With a total of 20001² locations, it should be obvious that testing every threatening location will not work. We can make the problem requirements work for us. Notice how we should return only the locations that threaten every piece. This implies that we only need to check 8 locations, all of which threaten the first piece in the list. If any of those 8 locations threaten all pieces, then we add it to the return list. Sorting the final list is a simple matter. It can be done with good old Bubble Sort, or simply by checking the initial 8 locations in sorted order.

Value	1100
Submission Rate	26 / 188 (13.83%)
Success Rate	19 / 26 (73.08%)
High Score	KiD for 871.97 points (15 mins 23 secs)
Average Score	664.12 (for 19 correct submissions)

This problem is very flexible when it comes to solving it. Memoization, dynamic programming, and brute force are all good options here. With at most 10 digits, there are at most 2⁹ ways to insert plus signs into the string. Therefore, there are at most 2⁹ possibilities to consider. We can use recursion to go through all possibilities and keep track of the minimum number of additions required. The only thing to watch out for is not parsing numbers so large that they do not fit into an integer type. To avoid this problem altogether, we may use a 64-bit integer type. As a challenge, you may write a dynamic programming solution that uses the same principles as the Matrix Multiplication problem.

Value	600
Submission Rate	80 / 154 (51.95%)
Success Rate	40 / 80 (50.00%)
High Score	tmyklebu for 573.27 points (6 mins 11 secs)
Average Score	400.81 (for 40 correct submissions)
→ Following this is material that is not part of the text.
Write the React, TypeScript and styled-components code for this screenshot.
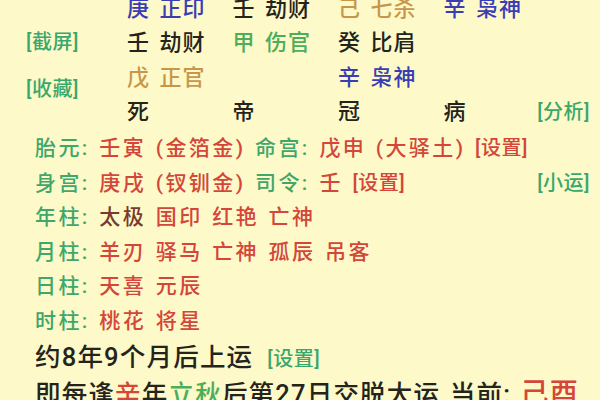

This problem has a few different approaches, some of which are dynamic programming and modified shortest path algorithms. Here, I will discuss a way to modify DFS to solve the problem. First off, DFS can be easily used to find the shortest paths from from to all other nodes. Store those path lengths in a table. Now, the sentence "[find the] ...shortest path length in a directed graph, which is not equal to the optimal shortest path length." should immediately jump out because that is exactly what we will do next. The modified DFS function will start from the node from and just like the original DFS, it will recursively search through all edges. The difference is that now you must keep track of all paths and store only the ones that come closest to the optimal path lengths, without being equal to those lengths. Here is what this method may look like:

void findSecondBest(int i, int c){ //i=current node. c=cost to get from from to i
   if(c>=secBest[i]) return;
   if(c==best[i] && seen[i]) return;
   if(c==best[i]) seen[i]=true;
   else secBest[i]=c;


   for(int x=0; x<cost.length; x++){
      findSecondBest(x, c+cost[i][x]);
   }
}

Keep a table seen to avoid checking the same paths many times. Also, initialize secBest with
some very large values.

Value	1000
Submission Rate	9 / 154 (5.84%)
Success Rate	1 / 9 (11.11%)
High Score	SnapDragon for 472.59 points (41 mins 28 secs)
Average Score	472.59 (for 1 correct submission)

Dynamic programming can be disguised in so many ways, and this is one of them. We need to break up the problem into two tasks:

1) Find all shortest paths between the well and the plants. To be more precise, store all paths in a table such that you can look up the distance from any plant to any other plant or the well and vice versa. The problem is slightly more complicated, because each plant may be watered from four locations and the robot can get water from four locations. We need to have all of those distances in a table for immediate look-up.

2) Use DP to solve the problem. You must imagine the table you created in step 1 as a graph. The edge weights are the distances between the plants and the well. Each plant and the well is represented by four nodes from which the robot can see the corresponding plant or well. Now, two almost obvious observations must be made in order to make DP work. The first is that there are at most 155520 states. How did I arrive at this number? It only makes sense if the only places the robot visits are plants and the well; any additional movement is pointless. So, the robot can be found at (4+1)*4 locations at any time. In addition, the plants can be in 6⁴ states. Finally, the robot has 6 different amounts of water that it can carry. So, there are at most (4+1)*4 * 6⁴ * 6 = 155520 states. This implies that we need to calculate 155520 minimal solutions. The second observation to be made has to do with those states. We have to realize that optimal solutions from "earlier" states can be used to find optimal solutions to "later" states. For example, the only way to arrive at a state where all plants are fully watered is from a state where some plant needs to be watered. So, we only need to initialize the earliest states where no plants have been watered yet and step through all states in order, until all plants are watered. The averall minimal cost of time is in a state where all plants are watered. Do not forget to allow the robot to go for refills of any amount or water any plant with any amount at every state. The last task is to encode every state to allow for storing of solutions in a table.

The overall graph that this DP solution works on is immensely complex to imagine (yes, any DP function by nature solves some underlying graph). As a challenge, try to work backwards after finding the minimal time and print out the optimal path the robot should take.